In view of his respect for Presley (which didn't prevent him from accepting a role as an Elvis impersonator in the less-than-reverential Honeymoon in Vegas), just what that level might be is unclear.

"I don't know what I'll do," says Casey of life after Elvis. "Maybe I'll go into entertainment law. I'd also like to produce. I do know that I want to give something back to the people."

The "Legendary Superstars" sole female cast member may be the only woman in show business who, when asked for her autograph, scribbles three names--Marilyn Monroe, Patsy Cline and Marsha Finn. As it turns out, that triple-decker John Hancock is indicative of her enigmatic approach to celebrity pantomime.

"Since I always do the autograph session right after the finale dressed as Patsy, a lot of people don't realize until I sign that I was Marilyn, too," explains Marsha Finn, a former member of a Disney touring revue. "They say, 'When's Marilyn coming out?' and I say, 'She's out right now--sorta.' It just blows my mind that they don't realize they were watching the same person. But I guess that means that I'm doing my job."

Finn concedes that half of her job is made considerably easier because relatively few people have a clear picture of what Patsy Cline looked like.

"That's great, isn't it?" says Finn, who portrays the late singer dressed in generic Cline--a curly dark wig and a cowgirl outfit. "There isn't a lot of footage on Patsy. So instead I looked at the movie."

The movie?
"Sweet Dreams," she answers. "Jessica Lange's portrayal is right on the money."

While seemingly jarring, that explanation--impersonation once-removed--makes perfect sense on some very obtuse level: Why bother providing a slavishly faithful re-creation when most people wouldn't recognize it if they saw it?

Even more intriguing is Finn's turn as Marilyn Monroe--a redhead, she winds up looking like Jane Russell masquerading as Monroe in the final reel of Gentlemen Prefer Blondes.

Finn's Monroe--which is roughly the same routine used by every Marilyn in the business--is a multitiered charade worthy of an anthropological thesis.

Although the late bombshell sang in a number of her films, in life she was never regarded as a musical performer. Nor did she ever make many public appearances--and certainly none as a nightclub headliner.

So what are we to make of the ethereal ditz wandering through the audience, kissing bald men on the head between choruses of "My Heart Belongs to Daddy"? What exactly is being impersonated? If it's a scene from one of her movies, then we're probably seeing Finn as Monroe as Lorelei Lee. But if that's the case, then why is Marilyn tossing off coy allusions to her affairs with JFK and RFK? Upon discovering that one audience member hails from D.C., Finn coos, "Ooooo, Marilyn likes Washington!"

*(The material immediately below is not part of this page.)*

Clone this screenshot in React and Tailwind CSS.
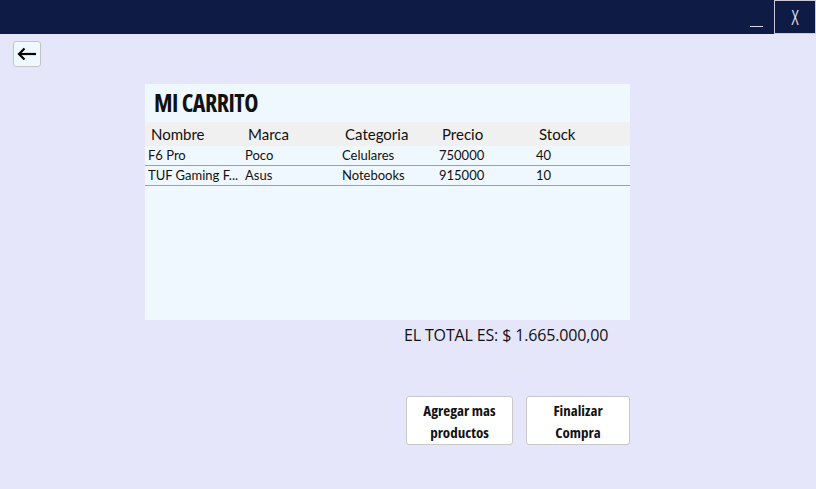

Will the real Marilyn please stand up?
"Which Marilyn am I?" Finn says with a sigh. "That's a hard one. People see Marilyn as so many different people--some see her as a dizzy blonde, others see her as Norma Jean. I try to bring out a little bit of everything, especially the comedy because she was such a funny lady."

And apparently so was Finn's other alter ego. As Patsy Cline, she receives one of the biggest laughs in the show when she tells a joke about breast implants--a subject unheard of at the time of the singer's death in 1963.

Asked about the anachronism, Finn laughs. "I put that in because it's cute, the kind of joke I think Patsy would have told, bless her heart."

Marilyn Monroe couldn't have said it better herself.

A nine-year veteran of the faux 'n' famous biz, "Legendary Superstars" cast member Kevin Baker recently began wearing two hats in the show. Or more precisely, one fedora and a $400 hairpiece--costuming that help transform him into Elwood Blues and a Jazz Singer-era Neil Diamond, respectively.

The decision to add Diamond to his repertoire wasn't so much a matter of doubling his employment opportunities as an attempt to segue into old age through a less hazardous characterization.

"I've been through three partners in the last three years," explains Baker, who recently missed several performances because of a back injury aggravated by the physically challenging demands of the Blues Brothers routine. "My second partner was 50 when he had his first serious accident onstage; he jumped down and broke an elbow. About three months later, he jumped up, caught his nose on a wire, lost his balance and fell off the stage." Concludes Baker, "There comes a time when you're 40 years old, wearing three-inch shoes, rolling around on the stage that you realize this isn't going to take you through 50."

Still, the Neil Diamond zircon doesn't pretend that his strange way of making a living is anything more than it is.

Unlike those he impersonates, Baker knows he'll probably never land a platinum record, the home in Beverly Hills and millions of screaming fans.

On the other hand, he need never worry about the next hit record, losing the house or fending off stalkers, which is just fine with him.

"You've got to remember that I'm coming to this from lounge work in Vegas," he says. "That's a job where you're rewarded for being mediocre; they don't want you to be too good or people won't keep gambling. So to have people come, sit down and watch me in a show like this--even if I'm doing the Blues Brothers or I've got the Neil Diamond unit on my head--that's great.